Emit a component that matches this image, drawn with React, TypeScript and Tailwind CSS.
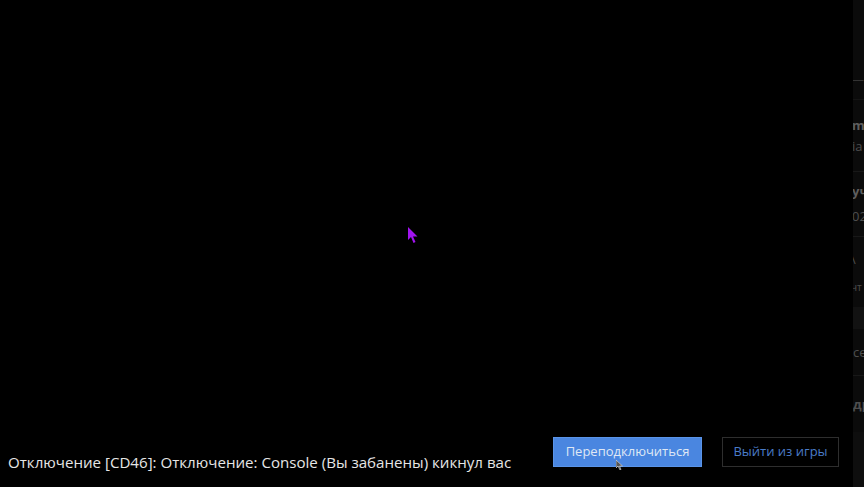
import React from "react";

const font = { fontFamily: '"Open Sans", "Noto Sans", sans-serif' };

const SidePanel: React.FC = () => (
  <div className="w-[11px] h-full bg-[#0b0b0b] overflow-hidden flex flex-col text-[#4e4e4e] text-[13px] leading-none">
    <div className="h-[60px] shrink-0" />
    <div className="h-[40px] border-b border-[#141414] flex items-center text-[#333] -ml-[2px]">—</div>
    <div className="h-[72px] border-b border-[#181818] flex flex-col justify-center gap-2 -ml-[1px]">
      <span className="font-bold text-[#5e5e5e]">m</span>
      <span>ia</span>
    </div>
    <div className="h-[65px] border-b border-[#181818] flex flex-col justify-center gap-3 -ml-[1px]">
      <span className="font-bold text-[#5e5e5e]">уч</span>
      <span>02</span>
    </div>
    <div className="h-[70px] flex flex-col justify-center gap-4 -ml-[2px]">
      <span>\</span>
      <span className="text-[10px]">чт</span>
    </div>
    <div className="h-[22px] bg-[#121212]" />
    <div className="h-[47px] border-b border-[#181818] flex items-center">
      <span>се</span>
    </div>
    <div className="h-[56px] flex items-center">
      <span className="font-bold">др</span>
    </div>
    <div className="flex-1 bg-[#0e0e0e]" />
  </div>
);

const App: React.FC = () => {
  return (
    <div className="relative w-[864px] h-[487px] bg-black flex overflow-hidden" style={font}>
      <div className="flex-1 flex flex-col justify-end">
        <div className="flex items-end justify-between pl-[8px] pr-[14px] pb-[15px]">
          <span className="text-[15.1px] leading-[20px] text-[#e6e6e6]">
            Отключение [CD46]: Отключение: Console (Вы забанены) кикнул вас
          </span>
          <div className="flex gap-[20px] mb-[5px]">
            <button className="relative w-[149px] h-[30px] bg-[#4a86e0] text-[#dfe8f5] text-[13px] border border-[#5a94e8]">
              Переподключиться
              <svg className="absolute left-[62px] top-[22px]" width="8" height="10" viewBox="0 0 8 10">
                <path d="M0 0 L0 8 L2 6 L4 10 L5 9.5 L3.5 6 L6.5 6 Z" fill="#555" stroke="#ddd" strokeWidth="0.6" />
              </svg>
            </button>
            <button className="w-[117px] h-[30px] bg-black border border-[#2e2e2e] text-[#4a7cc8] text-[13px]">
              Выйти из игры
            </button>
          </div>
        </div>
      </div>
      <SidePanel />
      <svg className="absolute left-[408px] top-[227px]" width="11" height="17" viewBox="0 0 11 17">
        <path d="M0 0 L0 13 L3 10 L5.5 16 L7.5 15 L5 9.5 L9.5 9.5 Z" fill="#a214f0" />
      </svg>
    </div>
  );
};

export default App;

■ **What you have to do**: Quote the preceding listing precisely and completely, omitting its images.

■ **Exercise output**:
Emit a component that matches this image, drawn with React, TypeScript and Tailwind CSS.
import React from "react";

const font = { fontFamily: '"Open Sans", "Noto Sans", sans-serif' };

const SidePanel: React.FC = () => (
  <div className="w-[11px] h-full bg-[#0b0b0b] overflow-hidden flex flex-col text-[#4e4e4e] text-[13px] leading-none">
    <div className="h-[60px] shrink-0" />
    <div className="h-[40px] border-b border-[#141414] flex items-center text-[#333] -ml-[2px]">—</div>
    <div className="h-[72px] border-b border-[#181818] flex flex-col justify-center gap-2 -ml-[1px]">
      <span className="font-bold text-[#5e5e5e]">m</span>
      <span>ia</span>
    </div>
    <div className="h-[65px] border-b border-[#181818] flex flex-col justify-center gap-3 -ml-[1px]">
      <span className="font-bold text-[#5e5e5e]">уч</span>
      <span>02</span>
    </div>
    <div className="h-[70px] flex flex-col justify-center gap-4 -ml-[2px]">
      <span>\</span>
      <span className="text-[10px]">чт</span>
    </div>
    <div className="h-[22px] bg-[#121212]" />
    <div className="h-[47px] border-b border-[#181818] flex items-center">
      <span>се</span>
    </div>
    <div className="h-[56px] flex items-center">
      <span className="font-bold">др</span>
    </div>
    <div className="flex-1 bg-[#0e0e0e]" />
  </div>
);

const App: React.FC = () => {
  return (
    <div className="relative w-[864px] h-[487px] bg-black flex overflow-hidden" style={font}>
      <div className="flex-1 flex flex-col justify-end">
        <div className="flex items-end justify-between pl-[8px] pr-[14px] pb-[15px]">
          <span className="text-[15.1px] leading-[20px] text-[#e6e6e6]">
            Отключение [CD46]: Отключение: Console (Вы забанены) кикнул вас
          </span>
          <div className="flex gap-[20px] mb-[5px]">
            <button className="relative w-[149px] h-[30px] bg-[#4a86e0] text-[#dfe8f5] text-[13px] border border-[#5a94e8]">
              Переподключиться
              <svg className="absolute left-[62px] top-[22px]" width="8" height="10" viewBox="0 0 8 10">
                <path d="M0 0 L0 8 L2 6 L4 10 L5 9.5 L3.5 6 L6.5 6 Z" fill="#555" stroke="#ddd" strokeWidth="0.6" />
              </svg>
            </button>
            <button className="w-[117px] h-[30px] bg-black border border-[#2e2e2e] text-[#4a7cc8] text-[13px]">
              Выйти из игры
            </button>
          </div>
        </div>
      </div>
      <SidePanel />
      <svg className="absolute left-[408px] top-[227px]" width="11" height="17" viewBox="0 0 11 17">
        <path d="M0 0 L0 13 L3 10 L5.5 16 L7.5 15 L5 9.5 L9.5 9.5 Z" fill="#a214f0" />
      </svg>
    </div>
  );
};

export default App;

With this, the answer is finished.